Copy each line of the entries that contains the word "index".

[MATERIAL]:
*-*-*

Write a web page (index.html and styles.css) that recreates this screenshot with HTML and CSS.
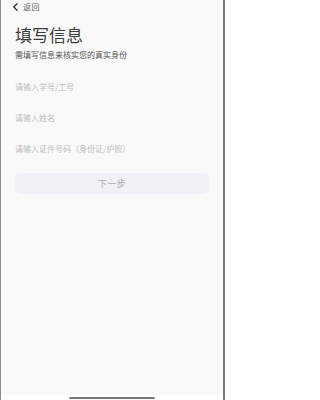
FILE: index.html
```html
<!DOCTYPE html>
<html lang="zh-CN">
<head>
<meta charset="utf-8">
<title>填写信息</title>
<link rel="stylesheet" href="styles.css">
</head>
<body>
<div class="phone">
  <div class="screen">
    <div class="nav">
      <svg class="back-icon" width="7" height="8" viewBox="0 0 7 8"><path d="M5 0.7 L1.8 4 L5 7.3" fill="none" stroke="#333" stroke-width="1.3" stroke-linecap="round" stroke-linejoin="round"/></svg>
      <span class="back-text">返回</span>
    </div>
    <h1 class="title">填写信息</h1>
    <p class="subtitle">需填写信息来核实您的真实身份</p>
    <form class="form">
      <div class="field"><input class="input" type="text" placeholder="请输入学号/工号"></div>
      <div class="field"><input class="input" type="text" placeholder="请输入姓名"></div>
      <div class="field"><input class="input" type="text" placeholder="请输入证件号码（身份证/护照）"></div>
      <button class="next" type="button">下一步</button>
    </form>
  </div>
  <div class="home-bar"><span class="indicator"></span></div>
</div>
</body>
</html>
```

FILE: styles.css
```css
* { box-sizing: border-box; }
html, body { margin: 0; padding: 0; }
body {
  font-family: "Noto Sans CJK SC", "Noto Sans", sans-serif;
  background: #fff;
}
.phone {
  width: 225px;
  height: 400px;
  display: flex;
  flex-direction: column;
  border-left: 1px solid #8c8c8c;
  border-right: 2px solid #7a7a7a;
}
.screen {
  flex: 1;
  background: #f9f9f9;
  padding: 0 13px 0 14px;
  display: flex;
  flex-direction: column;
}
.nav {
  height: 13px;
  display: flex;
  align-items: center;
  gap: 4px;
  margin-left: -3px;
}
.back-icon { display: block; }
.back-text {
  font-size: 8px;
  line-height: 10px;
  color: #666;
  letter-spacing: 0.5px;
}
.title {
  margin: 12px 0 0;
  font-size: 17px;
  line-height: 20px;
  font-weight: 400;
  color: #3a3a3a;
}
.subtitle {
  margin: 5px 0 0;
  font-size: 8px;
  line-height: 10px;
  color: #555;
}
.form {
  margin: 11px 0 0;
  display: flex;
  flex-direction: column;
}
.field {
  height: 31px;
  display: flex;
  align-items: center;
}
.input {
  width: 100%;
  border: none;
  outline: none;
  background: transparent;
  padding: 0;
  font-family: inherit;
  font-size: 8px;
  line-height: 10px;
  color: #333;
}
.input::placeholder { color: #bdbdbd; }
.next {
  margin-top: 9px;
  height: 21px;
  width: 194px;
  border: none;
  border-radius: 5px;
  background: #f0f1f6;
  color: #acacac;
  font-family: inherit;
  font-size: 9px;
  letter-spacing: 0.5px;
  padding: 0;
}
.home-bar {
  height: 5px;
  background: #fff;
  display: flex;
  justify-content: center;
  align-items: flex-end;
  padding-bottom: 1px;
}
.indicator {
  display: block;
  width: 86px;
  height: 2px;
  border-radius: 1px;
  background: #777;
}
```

*-*-*

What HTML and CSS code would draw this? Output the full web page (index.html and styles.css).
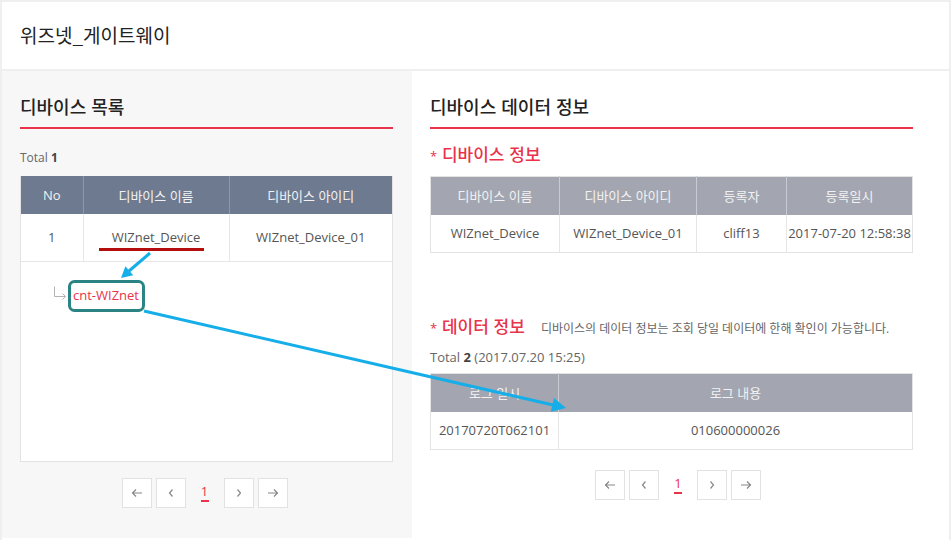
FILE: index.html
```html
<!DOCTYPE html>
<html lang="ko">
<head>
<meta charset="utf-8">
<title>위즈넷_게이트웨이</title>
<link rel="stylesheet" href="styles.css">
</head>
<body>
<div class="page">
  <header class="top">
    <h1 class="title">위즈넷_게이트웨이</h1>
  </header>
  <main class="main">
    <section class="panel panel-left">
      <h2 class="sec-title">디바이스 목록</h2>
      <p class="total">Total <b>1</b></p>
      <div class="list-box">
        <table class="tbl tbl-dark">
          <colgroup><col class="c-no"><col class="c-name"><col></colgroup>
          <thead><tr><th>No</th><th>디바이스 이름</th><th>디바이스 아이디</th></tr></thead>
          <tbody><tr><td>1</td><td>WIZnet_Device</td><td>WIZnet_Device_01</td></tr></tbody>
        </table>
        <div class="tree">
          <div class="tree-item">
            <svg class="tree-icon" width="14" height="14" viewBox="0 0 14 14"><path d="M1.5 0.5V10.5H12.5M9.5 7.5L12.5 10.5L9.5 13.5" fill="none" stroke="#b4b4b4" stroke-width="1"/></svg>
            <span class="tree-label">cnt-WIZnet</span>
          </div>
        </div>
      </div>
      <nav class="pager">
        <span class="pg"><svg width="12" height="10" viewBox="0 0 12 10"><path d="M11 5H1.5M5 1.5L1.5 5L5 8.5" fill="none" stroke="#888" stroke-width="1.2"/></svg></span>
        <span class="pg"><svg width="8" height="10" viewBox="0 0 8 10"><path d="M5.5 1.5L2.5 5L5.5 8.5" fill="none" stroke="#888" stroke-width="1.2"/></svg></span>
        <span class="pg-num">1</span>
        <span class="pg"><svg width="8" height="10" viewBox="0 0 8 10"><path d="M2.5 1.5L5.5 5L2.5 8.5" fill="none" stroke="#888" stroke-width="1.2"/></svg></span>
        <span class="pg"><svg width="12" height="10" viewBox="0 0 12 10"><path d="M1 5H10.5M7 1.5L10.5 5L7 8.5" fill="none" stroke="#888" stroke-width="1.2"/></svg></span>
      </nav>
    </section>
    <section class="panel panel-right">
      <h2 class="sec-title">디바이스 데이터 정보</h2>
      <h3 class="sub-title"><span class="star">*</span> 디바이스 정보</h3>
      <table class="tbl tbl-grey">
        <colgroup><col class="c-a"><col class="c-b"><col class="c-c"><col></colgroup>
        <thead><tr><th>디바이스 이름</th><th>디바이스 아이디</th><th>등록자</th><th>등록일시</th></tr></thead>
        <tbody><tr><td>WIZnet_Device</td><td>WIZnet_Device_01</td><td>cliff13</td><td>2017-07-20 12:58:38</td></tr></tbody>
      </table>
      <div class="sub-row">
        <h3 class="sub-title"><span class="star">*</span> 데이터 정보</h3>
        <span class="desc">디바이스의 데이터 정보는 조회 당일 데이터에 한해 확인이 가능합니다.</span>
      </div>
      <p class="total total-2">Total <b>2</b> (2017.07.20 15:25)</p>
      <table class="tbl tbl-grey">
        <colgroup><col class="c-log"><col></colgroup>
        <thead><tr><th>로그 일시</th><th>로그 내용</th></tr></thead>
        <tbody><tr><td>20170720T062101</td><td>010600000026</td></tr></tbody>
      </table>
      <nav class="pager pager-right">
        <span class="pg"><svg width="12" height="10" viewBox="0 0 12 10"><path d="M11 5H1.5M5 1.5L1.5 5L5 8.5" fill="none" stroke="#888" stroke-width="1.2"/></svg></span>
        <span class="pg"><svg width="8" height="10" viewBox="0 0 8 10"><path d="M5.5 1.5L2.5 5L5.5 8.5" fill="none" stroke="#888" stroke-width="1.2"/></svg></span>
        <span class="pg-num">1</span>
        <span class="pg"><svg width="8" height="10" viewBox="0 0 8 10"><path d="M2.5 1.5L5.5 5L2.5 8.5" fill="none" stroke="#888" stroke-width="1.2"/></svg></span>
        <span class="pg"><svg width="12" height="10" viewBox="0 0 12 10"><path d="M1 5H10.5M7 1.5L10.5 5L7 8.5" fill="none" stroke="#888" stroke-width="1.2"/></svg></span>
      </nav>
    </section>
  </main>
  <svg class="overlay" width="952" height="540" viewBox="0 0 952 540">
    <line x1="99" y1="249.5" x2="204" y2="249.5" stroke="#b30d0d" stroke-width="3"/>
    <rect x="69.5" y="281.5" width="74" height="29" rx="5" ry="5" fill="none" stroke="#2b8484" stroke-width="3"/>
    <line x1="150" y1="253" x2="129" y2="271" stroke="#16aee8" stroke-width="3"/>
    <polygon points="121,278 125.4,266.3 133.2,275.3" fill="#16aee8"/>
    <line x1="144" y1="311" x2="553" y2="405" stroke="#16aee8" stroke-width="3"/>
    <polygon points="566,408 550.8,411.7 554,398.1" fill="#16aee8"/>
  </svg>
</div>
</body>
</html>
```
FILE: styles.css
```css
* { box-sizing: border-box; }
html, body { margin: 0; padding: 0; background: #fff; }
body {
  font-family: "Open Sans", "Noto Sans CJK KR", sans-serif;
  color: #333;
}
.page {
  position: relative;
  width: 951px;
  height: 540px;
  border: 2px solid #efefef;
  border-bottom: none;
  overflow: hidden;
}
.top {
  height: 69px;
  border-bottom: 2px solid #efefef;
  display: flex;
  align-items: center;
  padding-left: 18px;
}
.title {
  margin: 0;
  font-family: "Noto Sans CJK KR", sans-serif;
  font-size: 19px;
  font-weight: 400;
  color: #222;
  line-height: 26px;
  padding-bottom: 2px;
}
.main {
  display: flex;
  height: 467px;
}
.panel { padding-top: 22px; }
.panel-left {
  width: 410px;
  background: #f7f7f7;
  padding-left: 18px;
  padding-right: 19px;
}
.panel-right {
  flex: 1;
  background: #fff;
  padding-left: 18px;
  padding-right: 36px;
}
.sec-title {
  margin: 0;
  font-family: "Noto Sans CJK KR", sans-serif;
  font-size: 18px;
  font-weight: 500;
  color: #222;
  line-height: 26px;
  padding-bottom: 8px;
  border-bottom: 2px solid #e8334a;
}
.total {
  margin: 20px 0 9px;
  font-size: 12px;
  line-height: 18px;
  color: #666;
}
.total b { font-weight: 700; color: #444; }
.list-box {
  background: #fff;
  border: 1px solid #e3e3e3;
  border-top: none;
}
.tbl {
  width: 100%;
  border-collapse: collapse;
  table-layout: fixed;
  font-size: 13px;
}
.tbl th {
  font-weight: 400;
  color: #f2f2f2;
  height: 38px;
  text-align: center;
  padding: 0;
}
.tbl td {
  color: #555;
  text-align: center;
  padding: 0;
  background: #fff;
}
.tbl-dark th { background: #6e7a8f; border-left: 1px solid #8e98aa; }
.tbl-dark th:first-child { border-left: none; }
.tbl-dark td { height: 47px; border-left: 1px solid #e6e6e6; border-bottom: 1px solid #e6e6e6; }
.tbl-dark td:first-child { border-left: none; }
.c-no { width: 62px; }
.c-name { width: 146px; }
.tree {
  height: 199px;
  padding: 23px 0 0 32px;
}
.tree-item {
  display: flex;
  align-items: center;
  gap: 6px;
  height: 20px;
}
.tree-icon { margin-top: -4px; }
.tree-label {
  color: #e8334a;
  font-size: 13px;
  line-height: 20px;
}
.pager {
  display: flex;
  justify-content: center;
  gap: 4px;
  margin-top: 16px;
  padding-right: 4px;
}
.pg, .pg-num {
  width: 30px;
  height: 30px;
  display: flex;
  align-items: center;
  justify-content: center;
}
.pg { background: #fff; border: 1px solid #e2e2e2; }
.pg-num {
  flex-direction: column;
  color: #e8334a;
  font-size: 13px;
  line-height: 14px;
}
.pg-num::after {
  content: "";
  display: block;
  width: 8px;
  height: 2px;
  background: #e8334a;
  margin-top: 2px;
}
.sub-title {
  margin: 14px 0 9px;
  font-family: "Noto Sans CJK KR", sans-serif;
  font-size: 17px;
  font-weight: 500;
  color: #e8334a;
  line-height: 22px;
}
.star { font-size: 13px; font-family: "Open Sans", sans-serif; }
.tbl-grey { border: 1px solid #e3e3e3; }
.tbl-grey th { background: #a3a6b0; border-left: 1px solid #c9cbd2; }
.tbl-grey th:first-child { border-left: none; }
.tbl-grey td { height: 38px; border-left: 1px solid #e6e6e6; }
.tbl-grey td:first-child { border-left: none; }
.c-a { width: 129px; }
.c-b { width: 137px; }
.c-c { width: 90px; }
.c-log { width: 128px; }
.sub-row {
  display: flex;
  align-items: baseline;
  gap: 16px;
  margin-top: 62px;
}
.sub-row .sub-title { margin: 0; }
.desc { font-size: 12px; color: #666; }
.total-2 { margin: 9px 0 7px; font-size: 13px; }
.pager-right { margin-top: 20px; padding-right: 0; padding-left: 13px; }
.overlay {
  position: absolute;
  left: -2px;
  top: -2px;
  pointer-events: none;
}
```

*-*-*

[RESPONSE TO THE EXERCISE]:
Write a web page (index.html and styles.css) that recreates this screenshot with HTML and CSS.
FILE: index.html
What HTML and CSS code would draw this? Output the full web page (index.html and styles.css).
FILE: index.html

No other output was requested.